Australian Exports series from global_economy
australiia_exes = global_economy %>%
filter( Country == "Australia")
aussie_fit = australiia_exes %>% model(NAIVE(Exports))
aussie_fit %>% gg_tsresiduals() + ggtitle("Austrialia Export Residuals")
## Warning: Removed 1 row containing missing values or values outside the scale range
## (`geom_line()`).
## Warning: Removed 1 row containing missing values or values outside the scale range
## (`geom_point()`).
## Warning: Removed 1 row containing non-finite outside the scale range
## (`stat_bin()`).
aussie_fit %>% forecast() |> autoplot(australiia_exes)
aussie_fit %>%
augment() %>%
features(.innov, ljung_box, lag = 8)
## # A tibble: 1 × 4
## Country .model lb_stat lb_pvalue
## <fct> <chr> <dbl> <dbl>
## 1 Australia NAIVE(Exports) 15.5 0.0508
In residuals over time plot we can observe the residuals begin scattered and fluctuating around the zero, indicating a that an accurate data is being captured. In our ACF plot, most the bars stay inside of the blue dotted line, meaning there is little autocorrelation in the model. This future supported by the Ljung-Box test, where our p value being equal to 0.0501. Our distribution plot of residuals has bell shaped graph, showing the errors in the modelto be balanced.
Bricks series from aus_production
bricks_series = aus_production %>%
filter(!is.na(Bricks))
bricks_series_fit = bricks_series %>% model(SNAIVE(Bricks))
bricks_series_fit %>% gg_tsresiduals() + ggtitle("Austrialia Residuals Bricks Production")
## Warning: Removed 4 rows containing missing values or values outside the scale range
## (`geom_line()`).
## Warning: Removed 4 rows containing missing values or values outside the scale range
## (`geom_point()`).
## Warning: Removed 4 rows containing non-finite outside the scale range
## (`stat_bin()`).
bricks_series_fit %>% forecast() |>
autoplot(aus_production)
## Warning: Removed 20 rows containing missing values or values outside the scale range
## (`geom_line()`).
bricks_series_fit %>%
augment() %>%
features(.innov ,box_pierce, lag = 8)
## # A tibble: 1 × 3
## .model bp_stat bp_pvalue
## <chr> <dbl> <dbl>
## 1 SNAIVE(Bricks) 267. 0
The residual plot have points that fluctuate up and down failing to be centered around zero. This indicating the model will not capture accurate patterns in the seasons.In the ACF plot a few lines cross the dotted blue lines, meaning the there are values that are correlated. In the histogram of the residuals are skewed to the right, and has a normal distribution. We will reject the probability of white noise since p value is equal to 0, showing that the values are highly related.
Question 5.7
For your retail time series (from Exercise 7 in Section 2.10)
set.seed(48462896)
myseries <- aus_retail |>
filter(`Series ID` == sample(aus_retail$`Series ID`,1))

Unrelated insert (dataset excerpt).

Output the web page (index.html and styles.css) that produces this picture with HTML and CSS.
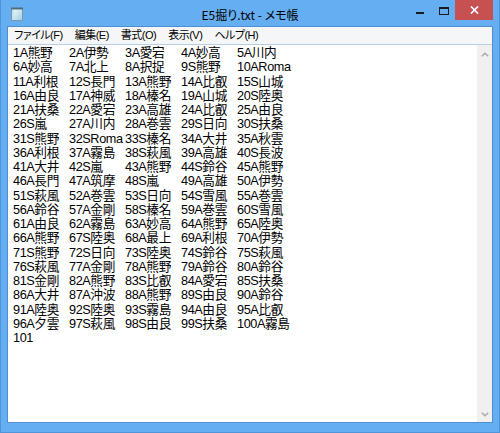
FILE: index.html
```html
<!DOCTYPE html>
<html lang="ja">
<head>
<meta charset="utf-8">
<title>E5掘り.txt - メモ帳</title>
<link rel="stylesheet" href="styles.css">
</head>
<body>
<div class="window">
  <div class="titlebar">
    <div class="tb-left">
      <svg class="app-icon" width="12" height="14" viewBox="0 0 12 14">
        <defs>
          <linearGradient id="pg" x1="0" y1="0" x2="1" y2="1">
            <stop offset="0" stop-color="#f6fcff"/>
            <stop offset="1" stop-color="#9fcde3"/>
          </linearGradient>
        </defs>
        <rect x="0.5" y="1.5" width="11" height="12" fill="url(#pg)" stroke="#7d98a8"/>
        <rect x="0" y="0.5" width="12" height="2" fill="#4f6d80"/>
        <rect x="1" y="3" width="2" height="10" fill="#c6e2ef"/>
      </svg>
    </div>
    <div class="title">E5掘り.txt - メモ帳</div>
    <div class="controls">
      <div class="ctl ctl-min"><span class="min-glyph"></span></div>
      <div class="ctl ctl-max"><span class="max-glyph"></span></div>
      <div class="ctl ctl-close">
        <svg width="9" height="8" viewBox="0 0 9 8">
          <path d="M1 0.5 L8 7.5 M8 0.5 L1 7.5" stroke="#ffffff" stroke-width="1.7" fill="none"/>
        </svg>
      </div>
    </div>
  </div>
  <div class="client">
    <div class="menubar">
      <span class="menu-item">ファイル(F)</span>
      <span class="menu-item">編集(E)</span>
      <span class="menu-item">書式(O)</span>
      <span class="menu-item">表示(V)</span>
      <span class="menu-item">ヘルプ(H)</span>
    </div>
    <div class="editor">
      <div class="text">
        <span>1A熊野</span><span>2A伊勢</span><span>3A愛宕</span><span>4A妙高</span><span>5A川内</span>
        <span>6A妙高</span><span>7A北上</span><span>8A択捉</span><span>9S熊野</span><span>10ARoma</span>
        <span>11A利根</span><span>12S長門</span><span>13A熊野</span><span>14A比叡</span><span>15S山城</span>
        <span>16A由良</span><span>17A神威</span><span>18A榛名</span><span>19A山城</span><span>20S陸奥</span>
        <span>21A扶桑</span><span>22A愛宕</span><span>23A高雄</span><span>24A比叡</span><span>25A由良</span>
        <span>26S嵐</span><span>27A川内</span><span>28A巻雲</span><span>29S日向</span><span>30S扶桑</span>
        <span>31S熊野</span><span>32SRoma</span><span>33S榛名</span><span>34A大井</span><span>35A秋雲</span>
        <span>36A利根</span><span>37A霧島</span><span>38S萩風</span><span>39A高雄</span><span>40S長波</span>
        <span>41A大井</span><span>42S嵐</span><span>43A熊野</span><span>44S鈴谷</span><span>45A熊野</span>
        <span>46A長門</span><span>47A筑摩</span><span>48S嵐</span><span>49A高雄</span><span>50A伊勢</span>
        <span>51S萩風</span><span>52A巻雲</span><span>53S日向</span><span>54S雪風</span><span>55A巻雲</span>
        <span>56A鈴谷</span><span>57A金剛</span><span>58S榛名</span><span>59A巻雲</span><span>60S雪風</span>
        <span>61A由良</span><span>62A霧島</span><span>63A妙高</span><span>64A熊野</span><span>65A陸奥</span>
        <span>66A熊野</span><span>67S陸奥</span><span>68A最上</span><span>69A利根</span><span>70A伊勢</span>
        <span>71S熊野</span><span>72S日向</span><span>73S陸奥</span><span>74S鈴谷</span><span>75S萩風</span>
        <span>76S萩風</span><span>77A金剛</span><span>78A熊野</span><span>79A鈴谷</span><span>80A鈴谷</span>
        <span>81S金剛</span><span>82A熊野</span><span>83S比叡</span><span>84A愛宕</span><span>85S扶桑</span>
        <span>86A大井</span><span>87A沖波</span><span>88A熊野</span><span>89S由良</span><span>90A鈴谷</span>
        <span>91A陸奥</span><span>92S陸奥</span><span>93S霧島</span><span>94A由良</span><span>95A比叡</span>
        <span>96A夕雲</span><span>97S萩風</span><span>98S由良</span><span>99S扶桑</span><span>100A霧島</span>
        <span>101</span>
      </div>
      <div class="scrollbar">
        <svg class="arrow" width="8" height="5" viewBox="0 0 8 5">
          <path d="M0.8 4.2 L4 1.2 L7.2 4.2" stroke="#a8a8a8" stroke-width="1.4" fill="none"/>
        </svg>
        <svg class="arrow" width="8" height="5" viewBox="0 0 8 5">
          <path d="M0.8 0.8 L4 3.8 L7.2 0.8" stroke="#a8a8a8" stroke-width="1.4" fill="none"/>
        </svg>
      </div>
    </div>
  </div>
</div>
</body>
</html>
```

FILE: styles.css
```css
html, body {
  margin: 0;
  padding: 0;
}

body {
  width: 500px;
  height: 433px;
  overflow: hidden;
  background: #ffffff;
  font-family: "Noto Sans CJK JP", "Noto Sans", sans-serif;
}

.window {
  box-sizing: border-box;
  width: 500px;
  height: 433px;
  display: flex;
  flex-direction: column;
  background: #66aef2;
  border: 1px solid #4f95da;
  border-top: 0;
  padding: 0 6px 9px 6px;
}

.titlebar {
  height: 26px;
  flex: none;
  display: grid;
  grid-template-columns: 1fr auto 1fr;
  align-items: start;
}

.tb-left {
  display: flex;
  padding: 7px 0 0 4px;
}

.app-icon {
  display: block;
}

.title {
  font-size: 12px;
  line-height: 16px;
  padding-top: 7px;
  color: #000000;
  white-space: nowrap;
  font-feature-settings: "palt";
}

.controls {
  display: flex;
  justify-content: flex-end;
  align-items: flex-start;
}

.ctl {
  height: 20px;
  display: flex;
  justify-content: center;
}

.ctl-min {
  width: 26px;
  align-items: flex-start;
}

.min-glyph {
  display: block;
  width: 8px;
  height: 2px;
  margin-top: 12px;
  background: #1a1a1a;
}

.ctl-max {
  width: 22px;
  align-items: flex-start;
}

.max-glyph {
  display: block;
  box-sizing: border-box;
  width: 10px;
  height: 8px;
  margin-top: 7px;
  border: 1px solid #1a1a1a;
  border-top-width: 2px;
}

.ctl-close {
  width: 38px;
  background: #c75050;
  align-items: center;
}

.ctl-close svg {
  display: block;
}

.client {
  flex: 1;
  display: flex;
  flex-direction: column;
  border: 1px solid #4f8fcf;
  background: #ffffff;
  min-height: 0;
}

.menubar {
  flex: none;
  height: 17px;
  display: flex;
  align-items: center;
  background: #f5f6f7;
  border-bottom: 1px solid #b8cfe8;
}

.menu-item {
  font-family: "Liberation Sans", "Noto Sans CJK JP", sans-serif;
  font-size: 11px;
  line-height: 17px;
  letter-spacing: -0.5px;
  color: #000000;
  padding: 0 6px;
  white-space: nowrap;
  font-feature-settings: "palt";
}

.editor {
  flex: 1;
  display: flex;
  min-height: 0;
}

.text {
  flex: 1;
  display: grid;
  grid-template-columns: repeat(5, 56px);
  grid-auto-rows: 14.25px;
  align-content: start;
  padding: 1px 0 0 5px;
  font-family: "Liberation Sans", "Noto Sans CJK JP", sans-serif;
  font-size: 12.7px;
  line-height: 14.25px;
  letter-spacing: -0.4px;
  color: #000000;
}

.text span {
  white-space: nowrap;
}

.scrollbar {
  width: 15px;
  flex: none;
  background: #f0f0f0;
  display: flex;
  flex-direction: column;
  justify-content: space-between;
  align-items: center;
  padding: 7px 0 5px 0;
}

.arrow {
  display: block;
}
```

myseries_train <- myseries |>
filter(year(Month) < 2011)
autoplot(myseries, Turnover) +
autolayer(myseries_train, Turnover, colour = "red")
c. Fit a seasonal naïve model using SNAIVE() applied to your training
data (myseries_train).
fit <- myseries_train |>
model(SNAIVE(Turnover))
fit |> gg_tsresiduals() + ggtitle("Aussie Retail Residuals Plot")
## Warning: Removed 12 rows containing missing values or values outside the scale range
## (`geom_line()`).
## Warning: Removed 12 rows containing missing values or values outside the scale range
## (`geom_point()`).
## Warning: Removed 12 rows containing non-finite outside the scale range
## (`stat_bin()`).
fc <- fit |>
forecast(new_data = anti_join(myseries, myseries_train))
## Joining with `by = join_by(State, Industry, `Series ID`, Month, Turnover)`
fc |> autoplot(myseries)
fit |> accuracy()
## # A tibble: 1 × 12
## State Industry .model .type ME RMSE MAE MPE MAPE MASE RMSSE ACF1
## <chr> <chr> <chr> <chr> <dbl> <dbl> <dbl> <dbl> <dbl> <dbl> <dbl> <dbl>
## 1 Western… Hardwar… SNAIV… Trai… 3.39 11.5 8.77 6.65 13.9 1 1 0.823
fc |> accuracy(myseries)
## # A tibble: 1 × 12
## .model State Industry .type ME RMSE MAE MPE MAPE MASE RMSSE ACF1
## <chr> <chr> <chr> <chr> <dbl> <dbl> <dbl> <dbl> <dbl> <dbl> <dbl> <dbl>
## 1 SNAIVE(T… West… Hardwar… Test 59.2 64.2 59.2 34.7 34.7 6.76 5.60 0.923
The amount of training data we use in the forecast will have an impact on the accuracy.If we have more training data we can make better predictions. If we dont have enough training data, it makes it difficult to observe the trends and create a reliable forecast with our data. But, if we have too much data it will affect our recent data, because there will be old data included in the new trends we observe.